Camping for [modern humans] means an excursion from modern life; for our ancestors, living from the land was the only existence. You wake up.. amid your small band of adults and childrne. Realizing that you’re running out of food, you set off togehter. Clouds on the horizon indicate rain in the distance, so that is the direction where the group heads. As the sun rises toward the zenith, you seek relief from the heat in the shade of a gorup of trees. … The sound of thunder far off in the later afternon indicates that the dry season is coming to an end. The group drifts off to sleep, though before dawn some members are awakened by a loud crashing sound — a large animal — not far from the camp. At daybreak, the group sets off again… to begin a new day in a way of life that will last for thousands of generations.
The Art Instinct by Denis Dutton
I have redacted the part of that passage which describes men as big-game hunters and women as berry gatherers, because gendered notions of early human activity has since been corrected with hard evidence.
The camping holiday can be utopian, comedic, adventurous or horrific. The camping holiday is a widely utilised plot across children’s literature.
THE PSEUDO-WILD OF CHILDREN’S STORIES
Gordon Korman meets The Great Outdoors in this funny and moving debut about a boy who goes on a disastrous family vacation (sweltering heat! bear chases!) that ends with a terrible surprise: his dad’s new girlfriend.
There are zero reasons for Theo Ripley to look forward to his family vacation. Not only are he, sister Laura, and nature-obsessed Dad going to Big Bend, the least popular National Park, but once there, the family will be camping. And Theo is an indoor animal. It doesn’t help that this will be the first vacation they’re taking since Mom passed away.
Once there, the family contends with 110 degree days, wild bears, and an annoying amateur ornithologist and his awful teenage vlogger son. Then, Theo’s dad hits him with a whopper of a surprise: the whole trip is just a trick to introduce his secret new girlfriend.
Theo tries to squash down the pain in his chest. But when it becomes clear that this is an auditioning-to-be-his-stepmom girlfriend, Theo must find a way to face his grief and talk to his dad before his family is forever changed.
The Ruin
If your holiday involves trips around ancient sites and castles, the pyramids and Jerusalem, this type of holiday is known as ‘ruin-centred’. People who visit such places often have a keen interest in history.
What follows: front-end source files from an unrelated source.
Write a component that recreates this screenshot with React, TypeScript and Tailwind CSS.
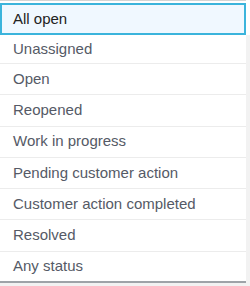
const statuses = [
  "Unassigned",
  "Open",
  "Reopened",
  "Work in progress",
  "Pending customer action",
  "Customer action completed",
  "Resolved",
  "Any status",
];

export default function App() {
  return (
    <div className="flex h-[286px] w-[250px] overflow-hidden bg-white font-['Liberation_Sans',Arial,sans-serif] text-[15px]">
      <div className="flex w-[246px] flex-col">
        <div className="flex flex-col border-t border-[#d4d4d4] pt-[2px]">
          {/* selected */}
          <div className="flex h-[32px] items-center border-2 border-[#3bb4dc] bg-[#f0f8ff] pl-[11px] text-[#222]">
            All open
          </div>
          {statuses.map((s, i) => (
            <div
              key={s}
              className={`flex items-center pl-[13px] text-[#555a66] ${
                i === 0 ? "h-[29px]" : "h-[31.3px]"
              } ${
                i === statuses.length - 1
                  ? "border-b-2 border-[#9ea3a8]"
                  : "border-b border-[#ececec]"
              }`}
            >
              {s}
            </div>
          ))}
        </div>
        <div className="flex-1 bg-[#f2f2f2]" />
      </div>
      <div className="flex w-[4px] flex-col">
        <div className="h-[35px] bg-white" />
        <div className="flex-1 bg-[#f2f2f2]" />
      </div>
    </div>
  );
}
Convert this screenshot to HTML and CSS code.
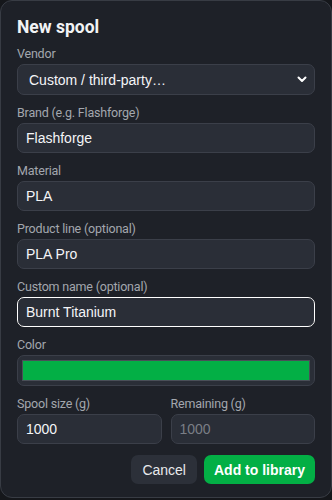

Though I think just as many are crossing off sites on their bucket list.
The Living Culture
If you want to experience another culture as authentically as possible, you’re after a holiday in a ‘living culture’.
People who seek these kinds of holidays can be contemptuous of the holidays makers who go for a paradise experience, traveling halfway around the world to sit in a luxury hotel that may as well exist in their own backyard.
Living culture holidays can genuinely expand the mind. Sex tourism is included in the category of ‘living culture holiday’.
The Playground
The Disneyland trip is your classic playground holiday, but a holiday can be ‘themed’ outside the confines of an actual theme park. Many holiday packages offer a themed holiday which spans a broad geographical arena, but the tourist is made to feel each of these disparate places are part and parcel of the same sort of thing: The Irish experience, the Japanese experience, the African experience.
The playground holiday is a simulation of reality.
GETTING THERE
The trip to the holiday is often fraught with tension, in children’s stories as in real life. In Western picture books, in which the reader moves through a book from left to right, the characters will be facing right.
Though the view from behind the car is also pretty common.